Kasb (Perbuatan Manusia) Menurut Ahlussunnah wal Jama'ah dan Jabariyah
والحقيقةُ أنّ رأيَ أهلِ السُّنّةِ ورأي الجبريّةِ واحدٌ، فهم جبرِيّون. وقد أَحفَقوا كُلَّ الإحفاقِ في مسألةِ الكسْبِ، فلا هي جاريةٌ على طريقِ العقْلِ، إذ ليس عليها أيُّ بُرهانٍ عقلِيٍّ، ولا على طريْقِ النَّقلِ، إذ ليس عليها أيُّ دليلٍ من النُّصُوص الشّرعيَّةِ، وإنّما هي مُحاولةٌ مُخفِقةٌ للتّوفيقِ بين رأيِ المُعتزِلةِ ورأيِ الجبريَّةِ
Artinya: "Pada dasarnya pendapat Ahlussunnah dan pendapat Jabariyah itu sama.

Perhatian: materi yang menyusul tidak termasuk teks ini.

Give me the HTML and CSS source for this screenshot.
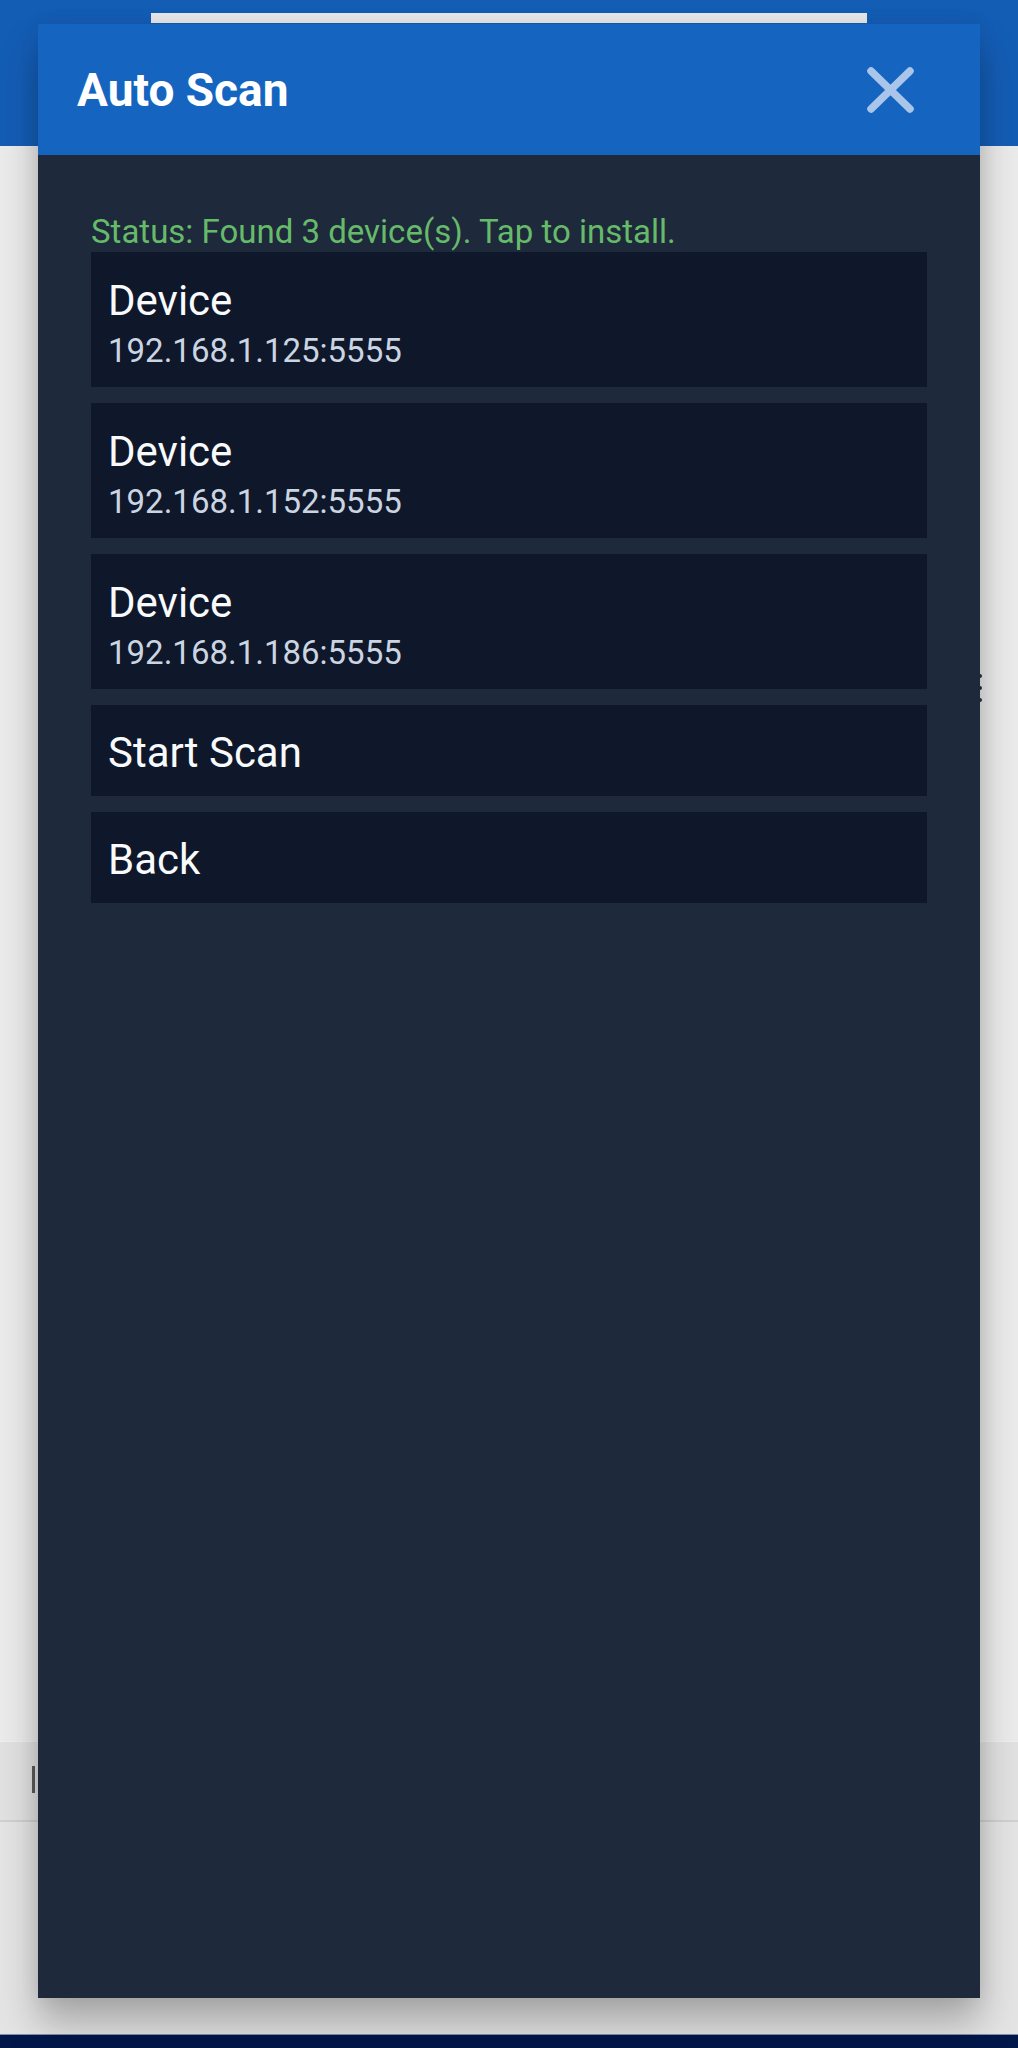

Jadi Ahlussunnah itu Jabariyah. Mereka telah gagal segagal-gagalnya dalam masalah kasb (perbuatan makhluk), sehingga masalah tersebut tidak mengikuti pendekatan rasio, karena tidak didasarkan oleh argument rasional sama sekali, dan tidak pula mengikuti pendekatan naqli karena tidak didasarkan atas dalil dari teks-teks syar'i sama sekali. Masalah kasb tersebut hanyalah usaha yang gagal untuk menggabungkan antara pendapat Mu'tazilah dan pendapat Jabariyah."
الإجبارُهو رأيُ الجبريّةِ وأهلِ السُّنّةِ مع اختلافٍ بينهما في التَّعابيرِ والإحتيالِ على الألفاظِ، واسْتقرَّ المسلمون على هذا الرأيِ ورأيِ المعتزلةِ، وحُوِّلُوا عن رأيِ القرآن، ورأيِ الحديثِ، وماكان يفهَمُه الصحابةُ منهُما
Artinya: "Ijbar (keterpaksaan) adalah pendapat Jabariyah dan Ahlussunnah, hanya antara keduanya ada perbedaan dalam retorika dan memanipulasi kata-kata. Kaum Muslimin konsisten dengan pendapat ijbar ini dan pendapat Mu'tazilah. Mereka telah dipalingkan dari pendapat al-Qur'an, hadits dan pemahaman sahabat dari al-Qur'an dan hadits."